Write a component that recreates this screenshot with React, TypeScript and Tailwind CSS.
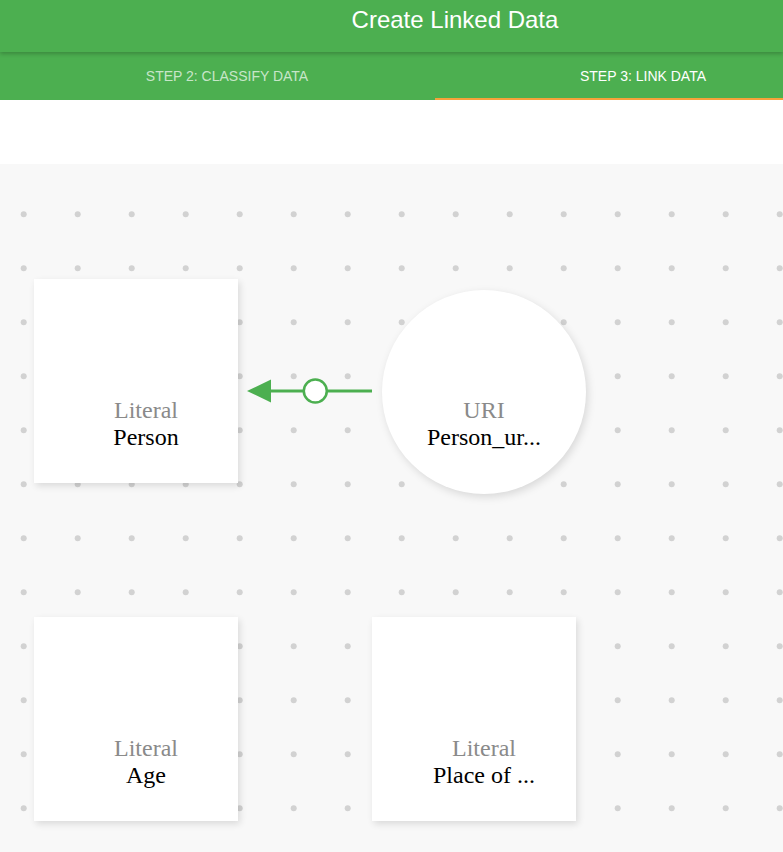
import React from "react";

const serif = "font-['Liberation_Serif','Times_New_Roman',serif]";

function NodeLabel({ kind, name }: { kind: string; name: string }) {
  return (
    <div className={`${serif} text-[24px] leading-[27px] text-center`}>
      <div className="text-[#8a8a8a]">{kind}</div>
      <div className="text-black">{name}</div>
    </div>
  );
}

function LiteralBox({ name, left, top }: { name: string; left: number; top: number }) {
  return (
    <div
      className="absolute w-[204px] h-[204px] bg-white shadow-[2px_3px_7px_rgba(0,0,0,0.12)] pt-[118px] pl-5"
      style={{ left, top }}
    >
      <NodeLabel kind="Literal" name={name} />
    </div>
  );
}

export default function App() {
  return (
    <div className="w-[783px] h-[852px] overflow-hidden bg-white font-['Liberation_Sans',Arial,sans-serif]">
      {/* App bar */}
      <div className="relative z-10 h-[52px] bg-[#4caf50] shadow-[0_2px_4px_rgba(0,0,0,0.22)] overflow-hidden">
        <div className="w-[910px] pt-[6px] text-center text-white text-[24px] leading-[28px]">
          Create Linked Data
        </div>
      </div>

      {/* Tabs */}
      <div className="flex h-12 bg-[#4caf50] overflow-hidden">
        <div className="w-[19px] shrink-0" />
        <div className="w-[416px] shrink-0 flex items-center justify-center pt-px text-[14px] uppercase text-white/70">
          Step 2: Classify Data
        </div>
        <div className="w-[416px] shrink-0 flex flex-col">
          <div className="flex-1 flex items-center justify-center pt-[3px] text-[14px] uppercase text-white">
            Step 3: Link Data
          </div>
          <div className="h-[2px] bg-[#f7a23b]" />
        </div>
      </div>

      <div className="h-16 bg-white" />

      {/* Canvas */}
      <div className="relative h-[688px] bg-[#f8f8f8]">
        <svg className="absolute inset-0" width="783" height="688">
          <defs>
            <pattern id="dots" width="54" height="54" patternUnits="userSpaceOnUse">
              <circle cx="23.7" cy="50.3" r="3" fill="#d2d2d2" />
            </pattern>
          </defs>
          <rect width="783" height="688" fill="url(#dots)" />
        </svg>

        <LiteralBox name="Person" left={34} top={115} />
        <LiteralBox name="Age" left={34} top={453} />
        <LiteralBox name="Place of ..." left={372} top={453} />

        <div className="absolute left-[382px] top-[126px] w-[204px] h-[204px] rounded-full bg-white shadow-[2px_3px_8px_rgba(0,0,0,0.13)] pt-[107px]">
          <NodeLabel kind="URI" name="Person_ur..." />
        </div>

        {/* Link edge */}
        <svg className="absolute left-0 top-0" width="783" height="688">
          <line x1="268" y1="227" x2="372" y2="227" stroke="#4caf50" strokeWidth="3" />
          <polygon points="247,227 271,215.5 271,238.5" fill="#4caf50" />
          <circle cx="315.3" cy="227" r="11.5" fill="white" stroke="#4caf50" strokeWidth="2.5" />
        </svg>
      </div>
    </div>
  );
}
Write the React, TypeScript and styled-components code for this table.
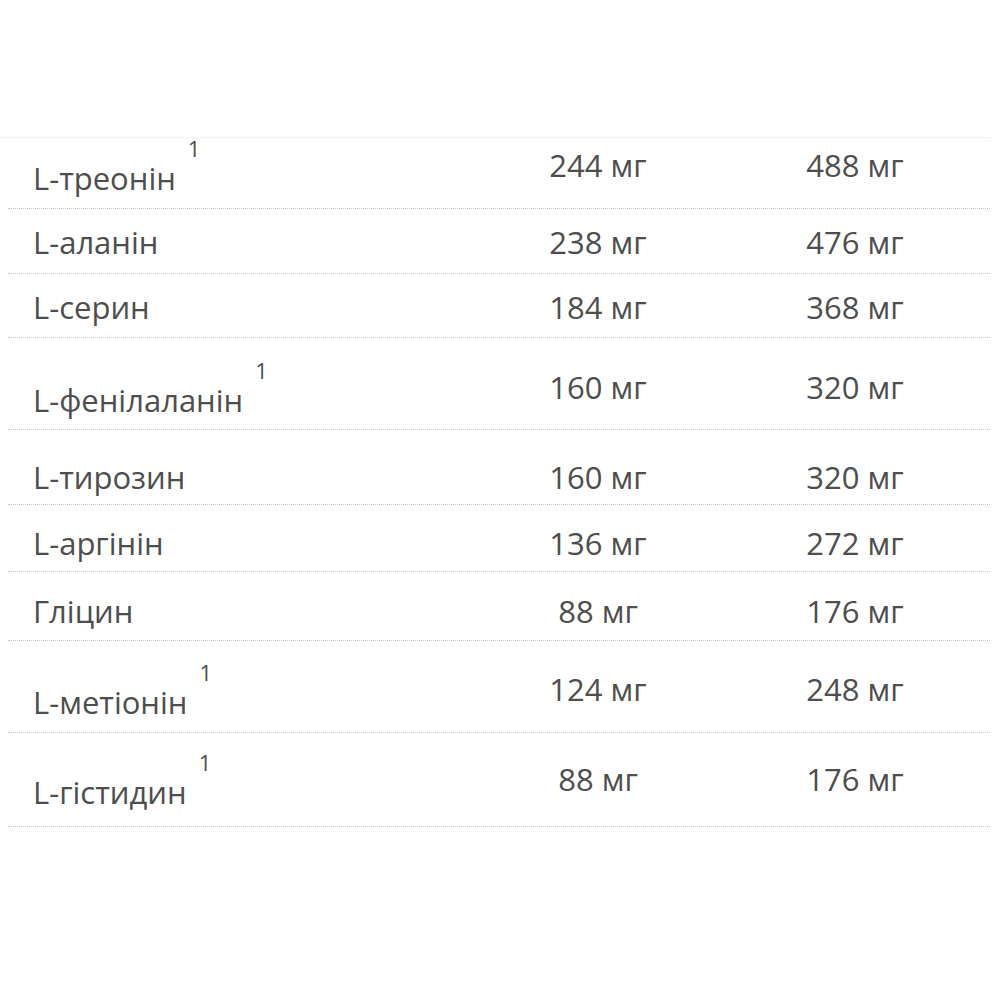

• • •

● **What you are asked to do**:
Write out the entries above verbatim; the pictures do not belong in your copy.

● **Problem solution**:
Write a component that recreates this screenshot with React, TypeScript and Tailwind CSS.
import React from "react";

const serif = "font-['Liberation_Serif','Times_New_Roman',serif]";

function NodeLabel({ kind, name }: { kind: string; name: string }) {
  return (
    <div className={`${serif} text-[24px] leading-[27px] text-center`}>
      <div className="text-[#8a8a8a]">{kind}</div>
      <div className="text-black">{name}</div>
    </div>
  );
}

function LiteralBox({ name, left, top }: { name: string; left: number; top: number }) {
  return (
    <div
      className="absolute w-[204px] h-[204px] bg-white shadow-[2px_3px_7px_rgba(0,0,0,0.12)] pt-[118px] pl-5"
      style={{ left, top }}
    >
      <NodeLabel kind="Literal" name={name} />
    </div>
  );
}

export default function App() {
  return (
    <div className="w-[783px] h-[852px] overflow-hidden bg-white font-['Liberation_Sans',Arial,sans-serif]">
      {/* App bar */}
      <div className="relative z-10 h-[52px] bg-[#4caf50] shadow-[0_2px_4px_rgba(0,0,0,0.22)] overflow-hidden">
        <div className="w-[910px] pt-[6px] text-center text-white text-[24px] leading-[28px]">
          Create Linked Data
        </div>
      </div>

      {/* Tabs */}
      <div className="flex h-12 bg-[#4caf50] overflow-hidden">
        <div className="w-[19px] shrink-0" />
        <div className="w-[416px] shrink-0 flex items-center justify-center pt-px text-[14px] uppercase text-white/70">
          Step 2: Classify Data
        </div>
        <div className="w-[416px] shrink-0 flex flex-col">
          <div className="flex-1 flex items-center justify-center pt-[3px] text-[14px] uppercase text-white">
            Step 3: Link Data
          </div>
          <div className="h-[2px] bg-[#f7a23b]" />
        </div>
      </div>

      <div className="h-16 bg-white" />

      {/* Canvas */}
      <div className="relative h-[688px] bg-[#f8f8f8]">
        <svg className="absolute inset-0" width="783" height="688">
          <defs>
            <pattern id="dots" width="54" height="54" patternUnits="userSpaceOnUse">
              <circle cx="23.7" cy="50.3" r="3" fill="#d2d2d2" />
            </pattern>
          </defs>
          <rect width="783" height="688" fill="url(#dots)" />
        </svg>

        <LiteralBox name="Person" left={34} top={115} />
        <LiteralBox name="Age" left={34} top={453} />
        <LiteralBox name="Place of ..." left={372} top={453} />

        <div className="absolute left-[382px] top-[126px] w-[204px] h-[204px] rounded-full bg-white shadow-[2px_3px_8px_rgba(0,0,0,0.13)] pt-[107px]">
          <NodeLabel kind="URI" name="Person_ur..." />
        </div>

        {/* Link edge */}
        <svg className="absolute left-0 top-0" width="783" height="688">
          <line x1="268" y1="227" x2="372" y2="227" stroke="#4caf50" strokeWidth="3" />
          <polygon points="247,227 271,215.5 271,238.5" fill="#4caf50" />
          <circle cx="315.3" cy="227" r="11.5" fill="white" stroke="#4caf50" strokeWidth="2.5" />
        </svg>
      </div>
    </div>
  );
}
Write the React, TypeScript and styled-components code for this table.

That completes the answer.